As Freddie de Boer later noted, "The reality in Libya will continue to develop for years and decades," but "the conventional wisdom likes short-term answers, shallow understanding, and glib assignations of good or bad." In America, complicated interventions are declared urgent and mandatory by conventional wisdom, though few people shaping it know much about the country involved. Successes are confidently pronounced so prematurely than anyone with common sense should be able to see that the full consequences aren't yet evident. And when the unintended consequences manifest themselves, no one stands up and says that they failed to accurately predict the fallout of the intervention that they touted. The foreign policy establishment and many of the journalists that cover them just repeat the process over and over again, their confidence unaffected. How does an establishment that fails so often manage it?

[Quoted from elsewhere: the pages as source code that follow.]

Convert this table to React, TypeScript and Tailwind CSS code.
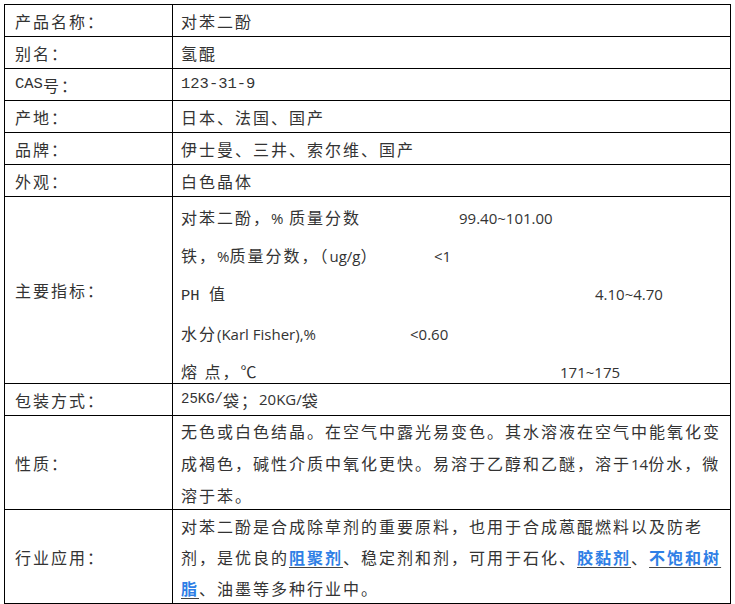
import React from "react";

const L = "font-['Open_Sans','Noto_Sans_CJK_SC',sans-serif] tracking-normal text-[15px]";
const M = "font-['Liberation_Mono','Noto_Sans_CJK_SC',monospace] tracking-normal text-[15.5px]";

function Link({ children }: { children: React.ReactNode }) {
  return (
    <span className="text-[#2f7fe6] font-bold underline decoration-[#444] underline-offset-[3px]">
      {children}
    </span>
  );
}

export default function App() {
  const labelCls = "border-r border-b border-black flex items-center pl-[10px]";
  const valueCls = "border-r border-b border-black flex items-center pl-[8px]";
  return (
    <div className="bg-white w-[735px] h-[604px] pt-[4px] pl-[4px] font-['Noto_Sans_CJK_SC',sans-serif] text-[16px] tracking-[2px] text-[#333] overflow-hidden">
      <div className="grid grid-cols-[168px_558px] w-[727px] border-l border-t border-black">
        <div className={`${labelCls} h-[32px]`}>产品名称：</div>
        <div className={`${valueCls} h-[32px]`}>对苯二酚</div>

        <div className={`${labelCls} h-[32px]`}>别名：</div>
        <div className={`${valueCls} h-[32px]`}>氢醌</div>

        <div className={`${labelCls} h-[32px]`}>
          <span className={M}>CAS</span>号：
        </div>
        <div className={`${valueCls} h-[32px]`}>
          <span className={M}>123-31-9</span>
        </div>

        <div className={`${labelCls} h-[32px]`}>产地：</div>
        <div className={`${valueCls} h-[32px]`}>日本、法国、国产</div>

        <div className={`${labelCls} h-[32px]`}>品牌：</div>
        <div className={`${valueCls} h-[32px]`}>伊士曼、三井、索尔维、国产</div>

        <div className={`${labelCls} h-[32px]`}>外观：</div>
        <div className={`${valueCls} h-[32px]`}>白色晶体</div>

        <div className={`${labelCls} h-[187px]`}>主要指标：</div>
        <div className="border-r border-b border-black h-[187px] pl-[8px] pt-[2px] leading-[37px]">
          <div>
            <span className="inline-block w-[278px]">
              对苯二酚，<span className={L}>%</span> 质量分数
            </span>
            <span className={L}>99.40~101.00</span>
          </div>
          <div>
            <span className="inline-block w-[253px]">
              铁，<span className={L}>%</span>质量分数，（<span className={L}>ug/g</span>）
            </span>
            <span className={L}>&lt;1</span>
          </div>
          <div>
            <span className="inline-block w-[414px]">
              <span className={M}>PH </span>值
            </span>
            <span className={L}>4.10~4.70</span>
          </div>
          <div>
            <span className="inline-block w-[229px]">
              水分<span className={L}>(Karl Fisher),%</span>
            </span>
            <span className={L}>&lt;0.60</span>
          </div>
          <div>
            <span className="inline-block w-[379px]">熔 点，℃</span>
            <span className={L}>171~175</span>
          </div>
        </div>

        <div className={`${labelCls} h-[32px]`}>包装方式：</div>
        <div className={`${valueCls} h-[32px]`}>
          <span className="font-['Liberation_Mono','Noto_Sans_CJK_SC',monospace] tracking-normal text-[14px]">25KG/</span>袋；<span className={L}>20KG/</span>袋
        </div>

        <div className={`${labelCls} h-[94px]`}>性质：</div>
        <div className="border-r border-b border-black h-[94px] pl-[8px] leading-[31.5px]">
          无色或白色结晶。在空气中露光易变色。其水溶液在空气中能氧化变
          <br />
          成褐色，碱性介质中氧化更快。易溶于乙醇和乙醚，溶于<span className={L}>14</span>份水，微
          <br />
          溶于苯。
        </div>

        <div className={`${labelCls} h-[94px]`}>行业应用：</div>
        <div className="border-r border-b border-black h-[94px] pl-[8px] pt-[1px] leading-[31px]">
          对苯二酚是合成除草剂的重要原料，也用于合成蒽醌燃料以及防老
          <br />
          剂，是优良的<Link>阻聚剂</Link>、稳定剂和剂，可用于石化、<Link>胶黏剂</Link>、<Link>不饱和树</Link>
          <br />
          <Link>脂</Link>、油墨等多种行业中。
        </div>
      </div>
    </div>
  );
}
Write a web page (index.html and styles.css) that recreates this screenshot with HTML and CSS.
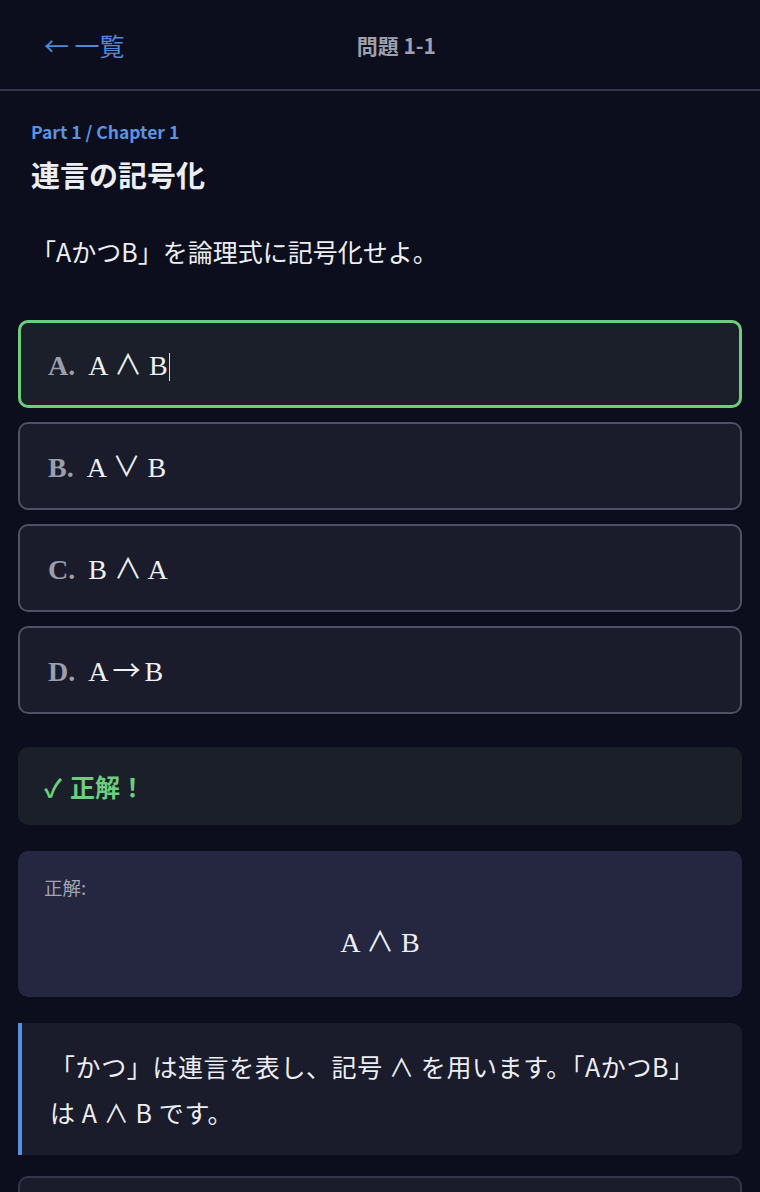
FILE: index.html
```html
<!DOCTYPE html>
<html lang="ja">
<head>
<meta charset="utf-8">
<title>問題 1-1</title>
<link rel="stylesheet" href="styles.css">
</head>
<body>
<header class="topbar">
  <a class="back">← 一覧</a>
  <div class="page-title">問題 1-1</div>
  <div class="spacer"></div>
</header>
<main class="content">
  <section class="intro">
    <div class="meta">Part 1 / Chapter 1</div>
    <h1 class="title">連言の記号化</h1>
    <p class="question">「AかつB」を論理式に記号化せよ。</p>
  </section>
  <div class="options">
    <div class="option correct"><div class="option-text"><span class="label">A.</span><span class="formula">A <span class="op">∧</span> B</span><span class="caret"></span></div></div>
    <div class="option"><div class="option-text"><span class="label">B.</span><span class="formula">A <span class="op">∨</span> B</span></div></div>
    <div class="option"><div class="option-text"><span class="label">C.</span><span class="formula">B <span class="op">∧</span> A</span></div></div>
    <div class="option"><div class="option-text"><span class="label">D.</span><span class="formula">A<span class="op arrow">→</span>B</span></div></div>
  </div>
  <div class="feedback"><span class="check">✓</span>正解！</div>
  <div class="answer">
    <div class="answer-label">正解:</div>
    <div class="answer-formula">A <span class="op">∧</span> B</div>
  </div>
  <div class="explain">「かつ」は連言を表し、記号 ∧ を用います。「AかつB」は A ∧ B です。</div>
  <div class="next-card"></div>
</main>
</body>
</html>
```
FILE: styles.css
```css
html, body {
  margin: 0;
  padding: 0;
  background: #0c0e1d;
  color: #e6e7ee;
  font-family: "Noto Sans CJK JP", "Noto Sans", sans-serif;
}
.topbar {
  height: 89px;
  border-bottom: 2px solid #33364a;
  display: flex;
  align-items: center;
  padding: 0 44px;
}
.back {
  color: #5188d8;
  font-size: 25px;
  white-space: nowrap;
}
.page-title {
  flex: 1;
  text-align: center;
  color: #9fa1ad;
  font-size: 21px;
  font-weight: 700;
}
.spacer {
  width: 48px;
}
.content {
  padding: 28px 18px 0;
}
.intro {
  padding: 0 13px;
}
.meta {
  color: #5c93e2;
  font-size: 17.5px;
  font-weight: 700;
  line-height: 26px;
}
.title {
  margin: 9px 0 0;
  font-size: 29px;
  line-height: 40px;
  font-weight: 700;
  color: #eceef4;
}
.question {
  margin: 40px 0 0;
  font-size: 25px;
  line-height: 34px;
  color: #eceef4;
}
.options {
  margin-top: 52px;
  display: flex;
  flex-direction: column;
  gap: 14px;
}
.option {
  box-sizing: border-box;
  height: 88px;
  border: 2px solid #4e5064;
  border-radius: 10px;
  background: #1a1c2b;
  display: flex;
  align-items: center;
  padding: 3px 0 0 28px;
  font-family: "Liberation Serif", "DejaVu Serif", serif;
  font-size: 28px;
}
.option.correct {
  border: 3px solid #6dce7d;
  background: #1a1f29;
  padding-left: 27px;
}
.option-text {
  line-height: 36px;
  white-space: nowrap;
}
.label {
  color: #9b9eab;
  font-weight: 700;
  margin-right: 13px;
}
.formula {
  color: #eef0f6;
}
.op {
  font-family: "Noto Sans CJK JP", sans-serif;
  font-weight: 400;
  line-height: 1;
}
.arrow {
  margin: 0 4px;
}
.caret {
  display: inline-block;
  width: 0;
  height: 28px;
  border-left: 1.5px solid #d8dae2;
  margin-left: 1px;
  vertical-align: -6px;
}
.feedback {
  margin-top: 33px;
  height: 78px;
  box-sizing: border-box;
  border-radius: 10px;
  background: #1a1f29;
  display: flex;
  align-items: center;
  padding-left: 26px;
  color: #6dce7d;
  font-size: 25px;
  font-weight: 700;
}
.check {
  margin-right: 8px;
}
.answer {
  margin-top: 26px;
  height: 146px;
  box-sizing: border-box;
  border-radius: 10px;
  background: #252640;
  padding: 22px 26px 0;
}
.answer-label {
  color: #a3a4b4;
  font-size: 18.5px;
  line-height: 28px;
}
.answer-formula {
  margin-top: 24px;
  text-align: center;
  font-family: "Liberation Serif", "DejaVu Serif", serif;
  font-size: 28px;
  line-height: 36px;
  color: #eef0f6;
}
.explain {
  margin-top: 26px;
  box-sizing: border-box;
  border-left: 4px solid #5b8fdc;
  border-radius: 0 10px 10px 0;
  background: #1a1b2b;
  padding: 20px 40px 20px 28px;
  font-size: 25px;
  line-height: 46px;
  letter-spacing: 0.6px;
  color: #eceef4;
}
.next-card {
  margin-top: 21px;
  height: 60px;
  border: 2px solid #34374b;
  border-bottom: none;
  border-radius: 10px 10px 0 0;
  background: #1a1b2b;
}
```
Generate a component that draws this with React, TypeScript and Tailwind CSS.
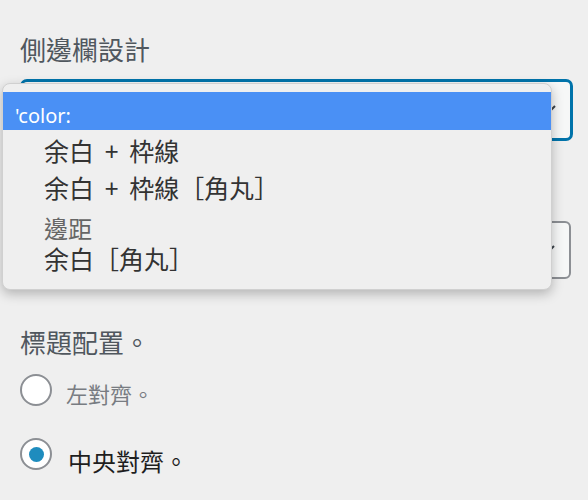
import React from 'react';

const CJK = "font-['Noto_Sans','Noto_Sans_CJK_TC',sans-serif]";

function Arrow() {
    return (
        <svg width="14" height="14" viewBox="0 0 14 14" className="absolute right-[12px] top-1/2 -translate-y-[9px]">
            <path d="M3 5l4 4 4-4" fill="none" stroke="#3c434a" strokeWidth="2" />
        </svg>
    );
}

export default function App() {
    return (
        <div className={`relative w-[588px] h-[500px] overflow-hidden bg-[#efefef] pl-5 ${CJK}`}>
            {/* Sidebar design */}
            <h2 className="pt-[33px] text-[26px] leading-[34px] text-[#50575e]">側邊欄設計</h2>
            <div className="relative mt-[12px] h-[62px] w-[553px] rounded-[7px] border-[3px] border-[#0073aa] bg-[#f6f7f7]">
                <Arrow />
            </div>
            <div className="relative mt-[80px] h-[58px] w-[551px] rounded-[6px] border-2 border-[#8c8f94] bg-[#f6f7f7]">
                <Arrow />
            </div>

            {/* Title placement */}
            <h3 className="mt-[47px] text-[26px] leading-[34px] text-[#50575e]">標題配置。</h3>
            <div className="mt-[14px] flex flex-col">
                <label className="flex h-[32px] items-center gap-[14px]">
                    <span className="h-[32px] w-[32px] rounded-full border-2 border-[#8c8f94] bg-white" />
                    <span className="mt-[8px] text-[22px] leading-[30px] text-[#787c82]">左對齊。</span>
                </label>
                <label className="mt-[32px] flex h-[32px] items-center gap-[16px]">
                    <span className="flex h-[32px] w-[32px] items-center justify-center rounded-full border-2 border-[#8c8f94] bg-white">
                        <span className="h-[15px] w-[15px] rounded-full bg-[#1e8cbe]" />
                    </span>
                    <span className="mt-[15px] text-[24px] leading-[30px] text-[#1e1e1e]">中央對齊。</span>
                </label>
            </div>

            {/* Open select menu */}
            <div className="absolute left-[2px] top-[83px] h-[207px] w-[550px] rounded-[8px] border border-[#d0d0d0] bg-[#efefef] pt-[8px] shadow-[0_4px_12px_rgba(0,0,0,0.25)]">
                <div className="flex h-[38px] items-end bg-[#4a90f5] pl-[12px] text-[20px] leading-[28px] text-white">
                    'color:
                </div>
                <div className="flex h-[38px] items-center pl-[41px] pt-[3px] text-[25px] leading-[34px] text-[#333] [word-spacing:4px]">余白 + 枠線</div>
                <div className="flex h-[38px] items-center pl-[41px] pt-[2px] text-[25px] leading-[34px] text-[#333] [word-spacing:4px]">余白 + 枠線［角丸］</div>
                <div className="mt-[8px] flex h-[30px] items-center pl-[41px] text-[24px] leading-[30px] text-[#666]">邊距</div>
                <div className="flex h-[30px] items-center pl-[41px] text-[25px] leading-[30px] text-[#333]">余白［角丸］</div>
            </div>
        </div>
    );
}
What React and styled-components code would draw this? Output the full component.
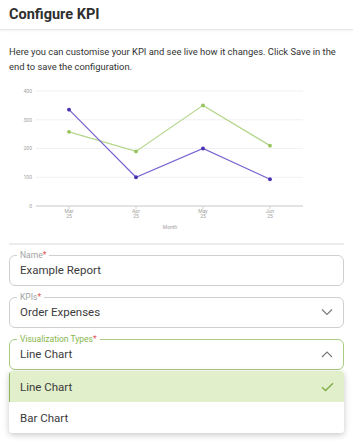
import React from 'react';
import styled, { createGlobalStyle } from 'styled-components';

const GlobalStyle = createGlobalStyle`
    html, body {
        margin: 0;
        padding: 0;
        background: #ffffff;
        font-family: Roboto, "Liberation Sans", sans-serif;
        color: #333333;
    }
    * {
        box-sizing: border-box;
    }
`;

const months = ['Mar', 'Apr', 'May', 'Jun'];
const expenses = [335, 100, 200, 93];
const target = [258, 190, 350, 210];

const xFor = (i) => 60 + i * 67;
const yFor = (v) => 122 - v * 0.2875;
const pointsFor = (data) => data.map((v, i) => `${xFor(i)},${yFor(v)}`).join(' ');

const KpiChart = () => (
    <ChartSvg viewBox="0 0 335 150" width="335" height="150">
        {[100, 200, 300, 400].map((v) => (
            <line key={v} x1="27" x2="294" y1={yFor(v)} y2={yFor(v)} stroke="#eeeef4" strokeWidth="0.8" />
        ))}
        {[0, 100, 200, 300, 400].map((v) => (
            <text key={v} x="23" y={yFor(v) + 1.8} fontSize="5" fill="#a0a0a0" textAnchor="end">{v}</text>
        ))}
        <line x1="27" x2="294" y1="122" y2="122" stroke="#c8c8c8" strokeWidth="1" />
        {months.map((m, i) => (
            <g key={m}>
                <line x1={xFor(i)} x2={xFor(i)} y1="122" y2="125" stroke="#c8c8c8" strokeWidth="0.8" />
                <text x={xFor(i)} y="129" fontSize="5" fill="#a0a0a0" textAnchor="middle">{m}</text>
                <text x={xFor(i)} y="134" fontSize="5" fill="#a0a0a0" textAnchor="middle">25</text>
            </g>
        ))}
        <text x="161" y="145" fontSize="5" fill="#a0a0a0" textAnchor="middle">Month</text>
        <polyline points={pointsFor(target)} fill="none" stroke="#b3d68a" strokeWidth="1.2" />
        <polyline points={pointsFor(expenses)} fill="none" stroke="#7a63cf" strokeWidth="1.2" />
        {target.map((v, i) => (
            <circle key={`t${i}`} cx={xFor(i)} cy={yFor(v)} r="1.9" fill="#95c45a" />
        ))}
        {expenses.map((v, i) => (
            <circle key={`e${i}`} cx={xFor(i)} cy={yFor(v)} r="1.9" fill="#4b30b3" />
        ))}
    </ChartSvg>
);

const ChevronIcon = ({ up }) => (
    <svg width="12" height="8" viewBox="0 0 12 8">
        <path d={up ? 'M1 7 L6 2 L11 7' : 'M1 1.5 L6 6.5 L11 1.5'} fill="none" stroke="#7a7a7a" strokeWidth="1.2" />
    </svg>
);

const CheckIcon = () => (
    <svg width="13" height="10" viewBox="0 0 13 10">
        <path d="M1 5.2 L4.6 8.6 L12 1.2" fill="none" stroke="#7fad48" strokeWidth="1.4" />
    </svg>
);

const Field = ({ label, value, icon, active }) => (
    <FieldBox $active={active}>
        <Legend $active={active}>
            {label}
            <Required>*</Required>
        </Legend>
        <Value>{value}</Value>
        {icon && <IconSlot>{icon}</IconSlot>}
    </FieldBox>
);

const App = () => {
    return (
        <Page>
            <GlobalStyle />
            <Header>
                <Title>Configure KPI</Title>
            </Header>
            <Body>
                <Description>
                    Here you can customise your KPI and see live how it changes. Click Save in the end to save the configuration.
                </Description>
                <KpiChart />
                <Divider />
                <Form>
                    <Field label="Name" value="Example Report" />
                    <Field label="KPIs" value="Order Expenses" icon={<ChevronIcon />} />
                    <SelectGroup>
                        <Field label="Visualization Types" value="Line Chart" icon={<ChevronIcon up />} active />
                        <Menu>
                            <Option $selected>
                                Line Chart
                                <CheckIcon />
                            </Option>
                            <Option>Bar Chart</Option>
                        </Menu>
                    </SelectGroup>
                </Form>
            </Body>
        </Page>
    );
};

const Page = styled.div`
    width: 353px;
    height: 442px;
    overflow: hidden;
    background: #ffffff;
`;

const Header = styled.div`
    height: 30px;
    display: flex;
    align-items: center;
    padding: 0 9px;
    border-bottom: 1px solid #e6e6e6;
    box-shadow: 0 1px 3px rgba(0, 0, 0, 0.05);
`;

const Title = styled.h1`
    margin: 0;
    font-size: 14.5px;
    font-weight: 700;
    color: #2f2f2f;
`;

const Body = styled.div`
    padding: 0 9px;
`;

const Description = styled.p`
    margin: 14px 0 10px;
    font-size: 9.4px;
    line-height: 15px;
    color: #333333;
`;

const ChartSvg = styled.svg`
    display: block;
    font-family: Roboto, "Liberation Sans", sans-serif;
`;

const Divider = styled.div`
    height: 2px;
    margin-top: 9px;
    background: #ececec;
`;

const Form = styled.div`
    display: flex;
    flex-direction: column;
    gap: 6px;
    margin-top: 5px;
`;

const SelectGroup = styled.div`
    display: flex;
    flex-direction: column;
`;

const FieldBox = styled.fieldset`
    margin: 0;
    height: 36px;
    padding: 3px 10px 0 7px;
    display: flex;
    align-items: center;
    border: 1px solid ${(p) => (p.$active ? '#a9cc80' : '#cfcfcf')};
    border-radius: 6px;
    min-width: 0;
`;

const Legend = styled.legend`
    padding: 0 3px;
    font-size: 8.5px;
    line-height: 10px;
    color: ${(p) => (p.$active ? '#86b64c' : '#a3a3a3')};
`;

const Required = styled.span`
    color: #e25555;
`;

const Value = styled.span`
    flex: 1;
    padding-left: 3px;
    font-size: 11.5px;
    color: #3c3c3c;
`;

const IconSlot = styled.span`
    display: flex;
    align-items: center;
`;

const Menu = styled.div`
    margin-top: 1px;
    border-radius: 4px;
    overflow: hidden;
    background: #ffffff;
    box-shadow: 0 2px 6px rgba(0, 0, 0, 0.22);
`;

const Option = styled.div`
    height: 31px;
    display: flex;
    align-items: center;
    justify-content: space-between;
    padding: 0 10px 0 ${(p) => (p.$selected ? '10px' : '11px')};
    font-size: 11.5px;
    color: #3a3a3a;
    background: ${(p) => (p.$selected ? '#e2efcb' : '#ffffff')};
    border-left: ${(p) => (p.$selected ? '1.5px solid #8db85a' : 'none')};
`;

export default App;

I don't know what's going to happen in Mali. But I know that the Libya intervention can't be fully evaluated until we find out (and until we see what else happens in Libya itself in coming years). I also know that America's role in Mali is more likely to reflect the will of the people if Congress determines it. Sadly, the legislature isn't yet willing to assert its Constitutional prerogatives, and the political press doesn't see fit to cover the news as if they have an important role.